Patterson uses an interesting technique when writing, using the first person narration when it is Alex Cross but third person when it is the supporting characters.  Sometimes this gets in the way of following the story lines but other times, such as in this book, I think it enhances the perspectives.

As usual, the crimes he investigates are horrific and there have been times in the past when I have found them more gory than necessary.  This time, Patterson seems to have reigned himself in somewhat, describing the brutality clearly but not dwelling on the scenes, which was a relief.
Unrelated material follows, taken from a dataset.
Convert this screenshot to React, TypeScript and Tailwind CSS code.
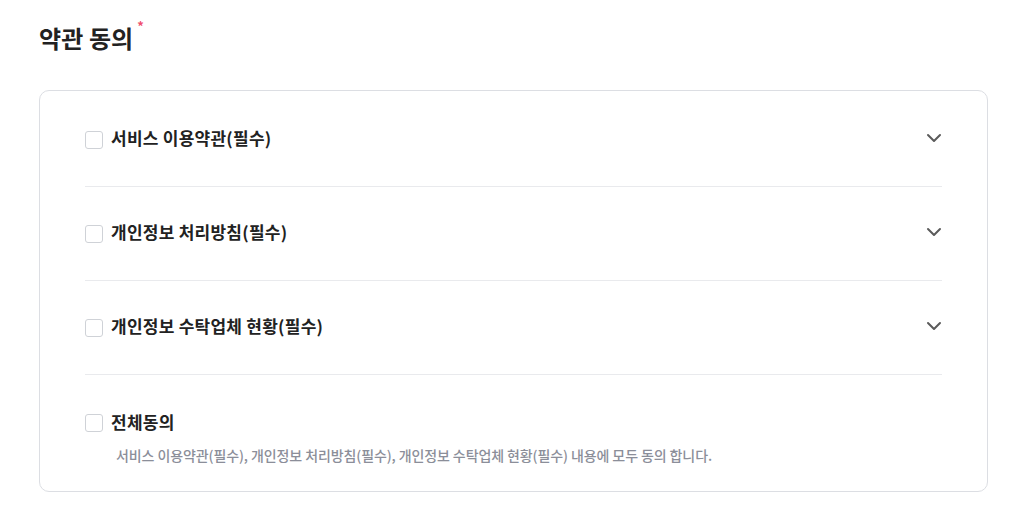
import { useState } from 'react';

const terms = [
    { id: 'service', label: '서비스 이용약관(필수)' },
    { id: 'privacy', label: '개인정보 처리방침(필수)' },
    { id: 'consign', label: '개인정보 수탁업체 현황(필수)' },
];

function Checkbox({ checked, onChange }: { checked: boolean; onChange: () => void }) {
    return (
        <button
            type="button"
            onClick={onChange}
            className={`w-[18px] h-[18px] shrink-0 rounded-[3px] border ${checked ? 'border-[#222] bg-[#222]' : 'border-[#cfd2d7] bg-white'}`}
        />
    );
}

function Chevron() {
    return (
        <svg width="16" height="16" viewBox="0 0 16 16" fill="none" className="-mt-[3px]">
            <path d="M2 5 L8 11 L14 5" stroke="#5b5b5b" strokeWidth="2" strokeLinecap="round" strokeLinejoin="round" />
        </svg>
    );
}

export default function App() {
    const [checked, setChecked] = useState<Record<string, boolean>>({});
    const allChecked = terms.every((t) => checked[t.id]);

    const toggle = (id: string) => setChecked((prev) => ({ ...prev, [id]: !prev[id] }));
    const toggleAll = () => {
        const next: Record<string, boolean> = {};
        terms.forEach((t) => (next[t.id] = !allChecked));
        setChecked(next);
    };

    return (
        <div className="min-h-screen bg-white pl-[39px] pt-[22px] font-['Noto_Sans_CJK_KR','Noto_Sans',sans-serif] text-[#222]">
            <h2 className="flex items-start text-[24px] leading-[32px] font-bold tracking-[0.1px]">
                약관 동의
                <span className="ml-[4px] -mt-[6px] text-[13px] leading-[20px] text-[#f0506e]">*</span>
            </h2>

            <div className="mt-[36px] w-[949px] rounded-[10px] border border-[#dcdee3] px-[45px] pt-[2px]">
                {terms.map((t) => (
                    <div key={t.id} className="flex h-[94px] items-center justify-between border-b border-[#e9eaed]">
                        <label className="flex items-center gap-[8px] cursor-pointer">
                            <Checkbox checked={!!checked[t.id]} onChange={() => toggle(t.id)} />
                            <span className="-mt-[3px] text-[17px] leading-[24px] font-semibold tracking-[0.25px]">{t.label}</span>
                        </label>
                        <Chevron />
                    </div>
                ))}

                <div className="pt-[39px] pb-[26px]">
                    <label className="flex items-center gap-[8px] h-[18px] cursor-pointer">
                        <Checkbox checked={allChecked} onChange={toggleAll} />
                        <span className="-mt-[2px] text-[17px] leading-[24px] font-semibold tracking-[0.25px]">전체동의</span>
                    </label>
                    <p className="mt-[13px] pl-[31px] text-[14px] leading-[20px] font-medium text-[#8b8e99] tracking-[-0.1px]">
                        서비스 이용약관(필수), 개인정보 처리방침(필수), 개인정보 수탁업체 현황(필수) 내용에 모두 동의 합니다.
                    </p>
                </div>
            </div>
        </div>
    );
}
In this novel, there at first appears to be four story lines:  one involves the murders of young blonde women, all similarly killed and posed;  the other involves young gay men, again all similarly killed and similarly disposed of; another involves a man who is apparently stalking Cross, intent on revenge for his perception that Cross had taken from him his daughter who was killed in a crossfire in the past; and Ava’s story. Very quickly we learn that the first two story lines are really one, that the two perpetrators of the murders of the young blonde women and the young gay men are feeding each others fantasies and have been doing so since college (and this is a good 40 years-plus later).  The stalker story begins separately from Ava’s story, but there is a point where we begin to realize that his narrative is going to become wrapped up in Ava’s.  All of these stories feel like jigsaw puzzle pieces until Cross slowly begins to manipulate and recognize the pieces, and even once that occurs, there is the intensity and anxiety of his not having done so quickly enough.  At one point in the novel, because he knows one of the characters is goading him and trying to undermine him by blogging with implications and innuendos about him, and he reacts unprofessionally by physically attacking the man, that thread of the stalker/Ava story becomes entangled by Cross’s temporarily being relieved of duty and possibly facing criminal charges.  In that way, he becomes another separate part of the novel.  Eventually, of course, it all comes together, although not exactly as we would expect it to – parts of it do, parts of it don’t.  Rather like life itself.

Patterson very clearly manipulates the reader with suspense and plot and with his characters, particularly the perpetrators. Cross is an old “friend” for me so I already have a well-established idea of who he is and what he looks like, etc.  I do think my one criticism of this book would be that someone unfamiliar with the character might not understand where he is coming from nor the depth of his development.  That said, however, I did like the fact that a bit more than usual, Patterson involved Cross more within his family, so we got to see his interactions there and his own vulnerabilities as a result.

I did enjoy this book, obviously.  It was a thriller full of suspense and his writing flowed well from scene to scene and character to character.  I think it helps to have read some of his other Cross novels but it isn’t necessary, either, because it’s so well developed.